Mais contrairement à ce que prétend la secrétaire d’Etat, même si on appelle la décision définitive «procès au fond», le jugement provisoire ne porte pas sur la forme, comme l’explique le professeur de droit public Serge Slama : «La forme concernerait l’incompétence, un vice de procédure, un vice de forme ou encore un défaut de motivation, mais ce n’est pas le cas ici. Le décret est suspendu parce que le ministère de l’Intérieur a fait une mauvaise appréciation des faits. Les juges du Conseil d’Etat estiment qu’il y a bien des éléments qui justifient le trouble à l’ordre public, mais qu’ils ne justifient pas de la gravité du trouble. Ce qui relève bien du défaut de qualification des faits, donc du fond de l’acte.» Une analyse partagée par l’avocat et professeur de droit Arnaud Gossement dans un commentaire détaillé de la décision publié sur son site : «Cette décision n’est pas une “décision de forme” qui n’aurait porté que sur la légalité externe de la décision litigieuse (vice de forme, vice de procédure…).»
Le Conseil d'Etat rappelle que «pour qu’il soit fait droit à la demande de suspension en référé, deux conditions doivent être remplies : que la mesure en cause caractérise une situation d’urgence et qu’il y ait un doute sérieux sur sa légalité. Les juges des référés du Conseil d’Etat estiment que ces deux conditions sont remplies.»
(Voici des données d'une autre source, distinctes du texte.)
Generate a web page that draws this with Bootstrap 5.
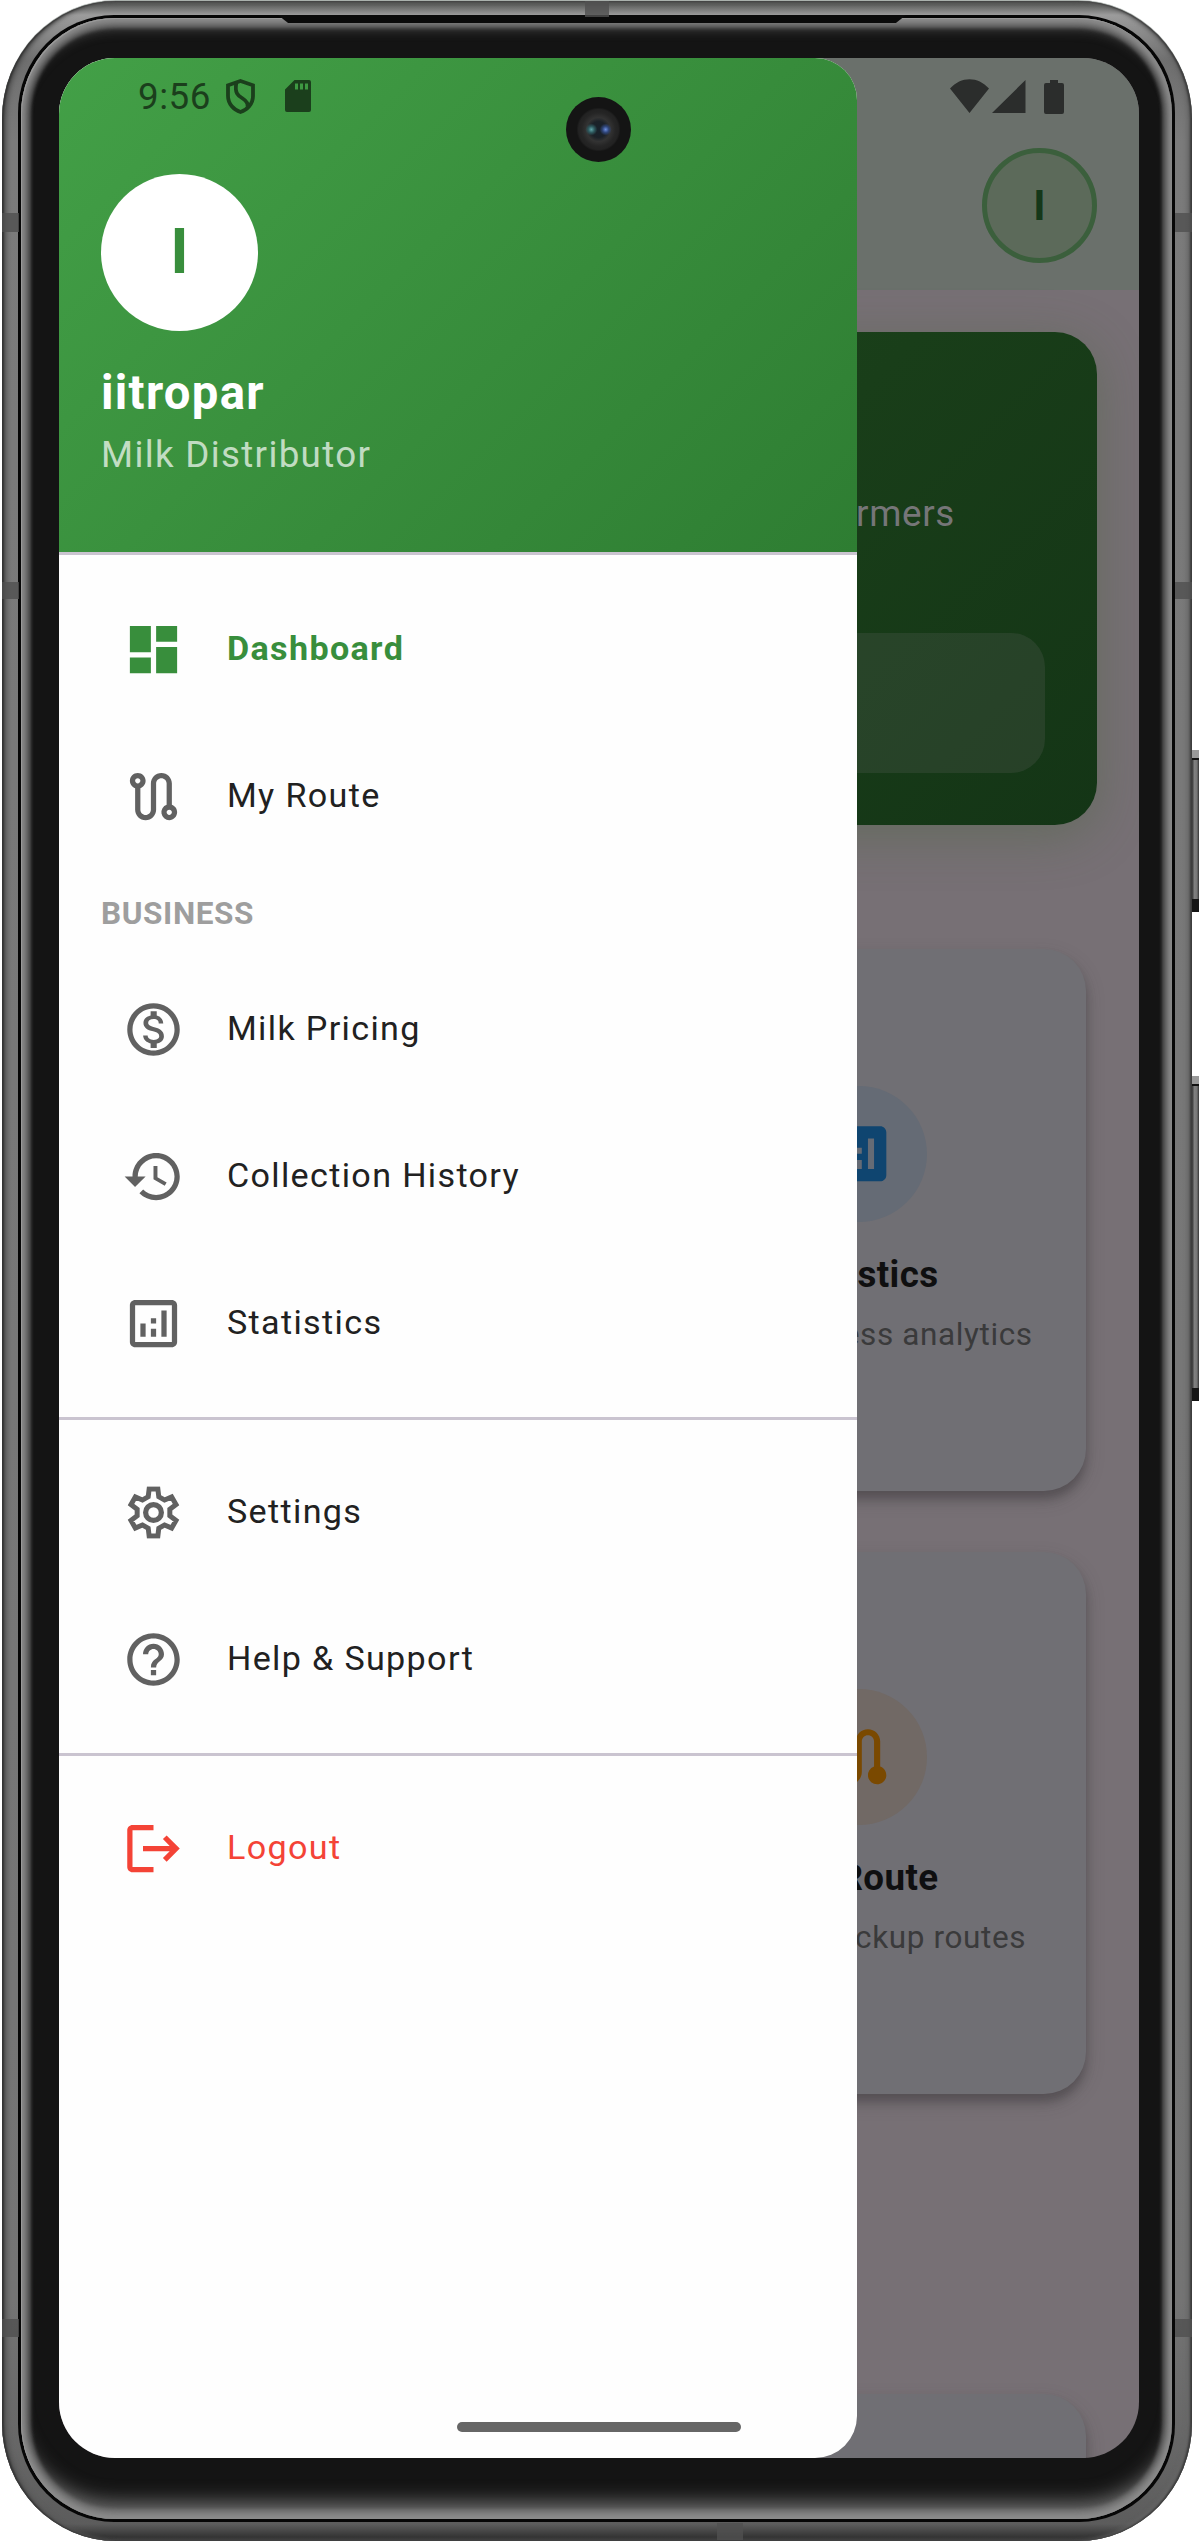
<!DOCTYPE html>
<html lang="en">
<head>
<meta charset="utf-8">
<meta name="viewport" content="width=device-width, initial-scale=1">
<title>Milk Distributor</title>
<link href="https://cdn.jsdelivr.net/npm/bootstrap@5.3.0/dist/css/bootstrap.min.css" rel="stylesheet">
<style>
body{font-family:Roboto,"Liberation Sans",sans-serif;background:#fff;width:1200px;height:2541px;overflow:hidden}
svg{display:block;flex:none}
/* device body */
.phone{width:1190px;height:2540px;margin-left:2px;margin-top:1px;border-radius:114px/118px;padding:14px 17px 19px 16px;
 background:linear-gradient(#474947,#9c9c9c 14px,#6f6f6f 60px,#7b7b7b 140px,#747474 2300px,#666 2450px,#5c5c5c 2523px,#2b2b2b 2539px);
 box-shadow:inset 2px 0 2px #333,inset -2px 0 2px #3c3c3c,inset 5px 0 4px #555,inset -5px 0 4px #666,0 -1px 0 #aab1ad}
.seam{height:100%;border-radius:96px/98px;background:#060606;padding:3px}
.glass{height:100%;border-radius:94px/96px;background:#141414;
 padding:40px 31px 60px 38px;
 box-shadow:inset 1px 1px 0 #999,inset 0 0 7px 6px #8c8c8c,inset 0 16px 14px -8px #6b6b6b,inset 0 -26px 20px -10px #747474,inset 0 0 3px 10px #3a3a3a}
.screen{width:1080px;height:2400px;border-radius:56px;background:#777075}
.band{background:#505050;opacity:.8}
.speaker{left:278px;top:15px;width:628px;height:8px;background:#0b0b0b;clip-path:polygon(0 0,100% 0,98.4% 100%,1.6% 100%)}
.sidekey{left:1192px;width:7px;background:linear-gradient(90deg,#333,#808080 35%,#777 70%,#333);border-top:8px solid #999;box-shadow:inset 0 2px #111,inset 0 -13px #151515}
/* status bar */
.status{height:76px;padding:0 75px 0 79px;color:#1b3f1c}
.clock{font-size:36.75px;letter-spacing:.5px;line-height:43px}
.lens{left:507px;top:39px;width:65px;height:65px;background:radial-gradient(circle at 39% 50%,#5fa3a8 0,#2f5b60 3px,transparent 6px),radial-gradient(circle at 61% 50%,#6d8ee0 0,#30477c 3px,transparent 6px),radial-gradient(circle,#18222c 0,#1b2128 8px,#333 12px,#252525 17px,#222 20px,#141414 22px)}
.pill{left:398px;top:2364px;width:284px;height:10px;background:#666;border-radius:5px}
/* dimmed dashboard */
.topbar{height:232px;background:#6a706b;padding:90px 42px 0}
.me{width:115px;height:115px;border:5px solid #3b5f3c;background:#5c6a5a;color:#15381a;font-size:42px;font-weight:700}
.hero{margin:42px 42px 0;height:493px;border-radius:42px;padding:52px;background:linear-gradient(135deg,#1f4a20,#193e19 55%,#143516);box-shadow:0 11px 50px rgba(75,100,65,.45)}
.hero-text{font-size:36.75px;line-height:43px;letter-spacing:.66px;color:#767678;margin:0 90px 98px 0}
.hero-stat{height:140px;border-radius:34px;background:rgba(119,112,117,.19)}
.tiles{margin-top:124px;padding:0 53px 0 52px;display:grid;grid-template-columns:455px 455px;gap:61px 65px}
.tile{height:542px;border-radius:42px;background:#706f74;padding-top:137px;box-shadow:0 8px 10px rgba(30,25,30,.28),0 8px 20px rgba(60,60,60,.2)}
.dot{width:136px;height:136px}
.tile-title{font-size:36.75px;line-height:50px;font-weight:700;letter-spacing:.4px;color:#0f0f10;margin-top:28px}
.tile-sub{font-size:31.5px;line-height:42px;letter-spacing:.62px;color:#3a3a3b;margin-top:14px;white-space:nowrap}
.recent{margin:300px 53px 0 52px;height:300px}
/* drawer */
.drawer{width:798px;height:2400px;border-radius:0 42px 42px 0;background:#fefefe;color:#212121}
.drawer-head{height:497px;border-bottom:3px solid #cac4d0;padding:116px 42px 0;background:linear-gradient(135deg,#43a047,#2e7d32)}
.initial{width:157px;height:157px;color:#388e3c;font-size:63px;font-weight:700;background:#fff}
.who{font-size:47.25px;line-height:54px;font-weight:700;letter-spacing:1.3px;color:#fff;margin-top:35px}
.role{font-size:36.75px;line-height:43px;letter-spacing:1.32px;color:rgba(255,255,255,.7);margin-top:13px}
.menu{padding-top:21px}
.entry{height:147px;padding:0 63px;gap:42px;font-size:34.125px;letter-spacing:1.34px;color:#212121;text-decoration:none}
.entry span{padding-bottom:2px}
.entry svg{fill:#616161}
.entry.on{color:#388e3c;font-weight:700}
.entry.on svg{fill:#388e3c}
.entry.out{color:#f44336}
.entry.out svg{fill:#f44336}
.group-name{height:86px;padding:2px 42px 0;font-size:31.5px;font-weight:700;letter-spacing:.6px;color:#9e9e9e}
.rule{height:3px;margin:20px 0 19px;background:#cac4d0}
</style>
</head>
<body>
<main class="phone">
 <div class="seam"><div class="glass">
  <div class="screen position-relative overflow-hidden">

   <div class="topbar d-flex justify-content-end">
    <div class="me rounded-circle d-flex align-items-center justify-content-center">I</div>
   </div>
   <section class="hero d-flex flex-column justify-content-end">
    <div class="hero-text text-end">Collect milk from your farmers</div>
    <div class="hero-stat"></div>
   </section>
   <section class="tiles">
    <div class="tile"></div>
    <div class="tile d-flex flex-column align-items-center">
     <div class="dot rounded-circle d-flex align-items-center justify-content-center" style="background:#656b75">
      <svg width="73.5" height="73.5" viewBox="0 0 24 24" fill="#0f4570"><path d="M19 3H5c-1.1 0-2 .9-2 2v14c0 1.1.9 2 2 2h14c1.1 0 2-.9 2-2V5c0-1.1-.9-2-2-2zM9 17H7v-5h2v5zm4 0h-2v-3h2v3zm0-5h-2v-2h2v2zm4 5h-2V7h2v10z"/></svg>
     </div>
     <div class="tile-title">Statistics</div>
     <div class="tile-sub">View business analytics</div>
    </div>
    <div class="tile"></div>
    <div class="tile d-flex flex-column align-items-center">
     <div class="dot rounded-circle d-flex align-items-center justify-content-center" style="background:#716965">
      <svg width="73.5" height="73.5" viewBox="0 0 24 24" fill="#7a4900"><path d="M19 15.18V7c0-2.21-1.79-4-4-4s-4 1.79-4 4v10c0 1.1-.9 2-2 2s-2-.9-2-2V8.82C8.16 8.4 9 7.3 9 6c0-1.66-1.34-3-3-3S3 4.34 3 6c0 1.3.84 2.4 2 2.82V17c0 2.21 1.79 4 4 4s4-1.79 4-4V7c0-1.1.9-2 2-2s2 .9 2 2v8.18A2.996 2.996 0 0 0 18 21c1.66 0 3-1.34 3-3 0-1.3-.84-2.4-2-2.82z"/></svg>
     </div>
     <div class="tile-title">My Route</div>
     <div class="tile-sub ps-2 ms-1">Manage pickup routes</div>
    </div>
   </section>
   <div class="tile recent"></div>

   <aside class="drawer position-absolute top-0 start-0 overflow-hidden">
    <header class="drawer-head">
     <div class="initial rounded-circle d-flex align-items-center justify-content-center">I</div>
     <div class="who">iitropar</div>
     <div class="role">Milk Distributor</div>
    </header>
    <nav class="menu d-flex flex-column">
     <a class="entry on d-flex align-items-center" href="#"><svg width="63" height="63" viewBox="0 0 24 24"><path d="M3 13h8V3H3zM3 21h8v-6H3zM13 21h8V11h-8zM13 3v6h8V3z"/></svg><span>Dashboard</span></a>
     <a class="entry d-flex align-items-center" href="#"><svg width="63" height="63" viewBox="0 0 24 24"><path fill-rule="evenodd" d="M19 15.18V7c0-2.21-1.79-4-4-4s-4 1.79-4 4v10c0 1.1-.9 2-2 2s-2-.9-2-2V8.82C8.16 8.4 9 7.3 9 6c0-1.66-1.34-3-3-3S3 4.34 3 6c0 1.3.84 2.4 2 2.82V17c0 2.21 1.79 4 4 4s4-1.79 4-4V7c0-1.1.9-2 2-2s2 .9 2 2v8.18A2.996 2.996 0 0 0 18 21c1.66 0 3-1.34 3-3 0-1.3-.84-2.4-2-2.82zM6 7c-.55 0-1-.45-1-1s.45-1 1-1 1 .45 1 1-.45 1-1 1zm12 12c-.55 0-1-.45-1-1s.45-1 1-1 1 .45 1 1-.45 1-1 1z"/></svg><span>My Route</span></a>
     <div class="group-name d-flex align-items-center">BUSINESS</div>
     <a class="entry d-flex align-items-center" href="#"><svg width="63" height="63" viewBox="0 0 24 24"><path d="M12 2C6.48 2 2 6.48 2 12s4.48 10 10 10 10-4.48 10-10S17.52 2 12 2zm0 18c-4.41 0-8-3.59-8-8s3.59-8 8-8 8 3.59 8 8-3.59 8-8 8zm.31-8.86c-1.77-.45-2.34-.94-2.34-1.67 0-.84.79-1.43 2.1-1.43 1.38 0 1.9.66 1.94 1.64h1.71c-.05-1.34-.87-2.57-2.49-2.97V5H10.9v1.69c-1.51.32-2.72 1.3-2.72 2.81 0 1.79 1.49 2.69 3.66 3.21 1.95.46 2.34 1.15 2.34 1.87 0 .53-.39 1.39-2.1 1.39-1.6 0-2.23-.72-2.32-1.64H8.04c.1 1.7 1.36 2.66 2.86 2.97V19h2.34v-1.67c1.52-.29 2.72-1.16 2.73-2.77-.01-2.2-1.9-2.96-3.66-3.42z"/></svg><span>Milk Pricing</span></a>
     <a class="entry d-flex align-items-center" href="#"><svg width="63" height="63" viewBox="0 0 24 24"><path d="M13 3c-4.97 0-9 4.03-9 9H1l3.89 3.89.07.14L9 12H6c0-3.87 3.13-7 7-7s7 3.13 7 7-3.13 7-7 7c-1.93 0-3.68-.79-4.94-2.06l-1.42 1.42C8.27 19.99 10.51 21 13 21c4.97 0 9-4.03 9-9s-4.03-9-9-9zm-1 5v5l4.28 2.54.72-1.21-3.5-2.08V8z"/></svg><span>Collection History</span></a>
     <a class="entry d-flex align-items-center" href="#"><svg width="63" height="63" viewBox="0 0 24 24"><path d="M19 3H5c-1.1 0-2 .9-2 2v14c0 1.1.9 2 2 2h14c1.1 0 2-.9 2-2V5c0-1.1-.9-2-2-2zm0 16H5V5h14v14zM7 12h2v5H7zm8-5h2v10h-2zm-4 7h2v3h-2zm0-4h2v2h-2z"/></svg><span>Statistics</span></a>
     <div class="rule"></div>
     <a class="entry d-flex align-items-center" href="#"><svg width="63" height="63" viewBox="-12 -12 24 24"><defs><path id="gear" d="M-2.9-6.6L-2.5-9.9H2.5L2.9-6.6L4.27-5.81L7.32-7.11L9.82-2.78L7.17-.79V.79L9.82 2.78L7.32 7.11L4.27 5.81L2.9 6.6L2.5 9.9H-2.5L-2.9 6.6L-4.27 5.81L-7.32 7.11L-9.82 2.78L-7.17 .79V-.79L-9.82-2.78L-7.32-7.11L-4.27-5.81Z"/><clipPath id="gearclip"><use href="#gear"/></clipPath></defs><use href="#gear" fill="none" stroke="#616161" stroke-width="3.8" clip-path="url(#gearclip)"/><circle r="3" fill="none" stroke="#616161" stroke-width="2"/></svg><span>Settings</span></a>
     <a class="entry d-flex align-items-center" href="#"><svg width="63" height="63" viewBox="0 0 24 24"><path d="M11 18h2v-2h-2v2zm1-16C6.48 2 2 6.48 2 12s4.48 10 10 10 10-4.48 10-10S17.52 2 12 2zm0 18c-4.41 0-8-3.59-8-8s3.59-8 8-8 8 3.59 8 8-3.59 8-8 8zm0-14c-2.21 0-4 1.79-4 4h2c0-1.1.9-2 2-2s2 .9 2 2c0 2-3 1.75-3 5h2c0-2.25 3-2.5 3-5 0-2.21-1.79-4-4-4z"/></svg><span>Help &amp; Support</span></a>
     <div class="rule"></div>
     <a class="entry out d-flex align-items-center" href="#"><svg width="63" height="63" viewBox="0 0 24 24"><path d="M17 7l-1.41 1.41L18.17 11H8v2h10.17l-2.58 2.58L17 17l5-5zM4 5h8V3H4c-1.1 0-2 .9-2 2v14c0 1.1.9 2 2 2h8v-2H4V5z"/></svg><span>Logout</span></a>
    </nav>
   </aside>

   <div class="status position-absolute top-0 start-0 w-100 d-flex align-items-center">
    <span class="clock">9:56</span>
    <svg width="29" height="35" viewBox="0 0 29 35" fill="none" stroke="#1b3f1c" stroke-width="3.8" style="margin-left:15px"><path d="M14.5 2L27 6.3V17C27 25 21 31 14.5 33C8 31 2 25 2 17V6.3Z"/><path d="M10.3 4C8.500 14 12 16.500 16 19S22.500 24 21.500 28"/></svg>
    <svg width="26" height="32" viewBox="0 0 26 32" style="margin-left:30px"><path fill="#1b3f1c" fill-rule="evenodd" d="M9.500 0H24q2 0 2 2V30q0 2-2 2H2q-2 0-2-2V9.500ZM10 3.500v6h3v-6zM15 3.500v6h3v-6zM20 3.500v6h3v-6z"/></svg>
    <svg class="ms-auto" width="114" height="35" viewBox="0 0 114 35" fill="#2b2d2c"><path d="M0 9.500C11-3 28-3 39 9.500L19.500 34ZM42 34L75.500 1V34ZM100 1h8v3h4q2 0 2 2V33q0 2-2 2H96q-2 0-2-2V6q0-2 2-2h4z"/></svg>
   </div>
   <div class="lens position-absolute rounded-circle"></div>
   <div class="pill position-absolute"></div>
  </div>
 </div></div>
</main>
<!-- antenna bands, earpiece slot and side keys sit on top of the metal rim -->
<div class="speaker position-absolute"></div>
<div class="band position-absolute" style="left:585px;top:1px;width:24px;height:16px"></div>
<div class="band position-absolute" style="left:717px;top:2523px;width:26px;height:17px"></div>
<div class="band position-absolute" style="left:2px;top:213px;width:17px;height:19px"></div>
<div class="band position-absolute" style="left:2px;top:582px;width:17px;height:17px"></div>
<div class="band position-absolute" style="left:2px;top:2319px;width:17px;height:18px"></div>
<div class="band position-absolute" style="left:1175px;top:213px;width:17px;height:19px"></div>
<div class="band position-absolute" style="left:1175px;top:582px;width:17px;height:17px"></div>
<div class="band position-absolute" style="left:1175px;top:2319px;width:17px;height:18px"></div>
<div class="sidekey position-absolute" style="top:750px;height:162px"></div>
<div class="sidekey position-absolute" style="top:1076px;height:325px"></div>
<script src="https://cdn.jsdelivr.net/npm/bootstrap@5.3.0/dist/js/bootstrap.bundle.min.js"></script>
</body>
</html>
Les faits avancés jugés insuffisants
La décision des juges est plutôt limpide : «En effet, ni les pièces versées au dossier ni les échanges lors de l’audience ne permettent de considérer que le collectif cautionne d’une quelconque façon des agissements violents envers des personnes. Par ailleurs, les actions promues par les Soulèvements de la Terre ayant conduit à des atteintes à des biens, qui se sont inscrites dans les prises de position de ce collectif en faveur d’initiatives de désobéissance civile, dont il revendique le caractère symbolique, ont été en nombre limité. Eu égard au caractère circonscrit, à la nature et à l’importance des dommages résultant de ces atteintes, les juges des référés considèrent que la qualification de ces actions comme des agissements troublant gravement l’ordre public au sens du 1° de l’article L. 212-1 du code de la sécurité intérieure soulève un doute sérieux».
Concrètement, le Conseil d’Etat considère que les faits avancés par le ministère de l’Intérieur sont insuffisants pour caractériser un «trouble grave à l’ordre public», soit le fond du décret, et émet un «doute sérieux» quant à la légalité de cette dissolution, d’où la suspension en urgence par référé de la dissolution des Soulèvements de la terre en attendant un jugement définitif sur ce décret. Le ministère de l’Intérieur s’est contenté de quatre lignes de communiqué prenant acte de la décision du Conseil d’Etat et soulignant, lui aussi, que la future décision «au fond» sur cette dissolution pourrait être d’une autre teneur.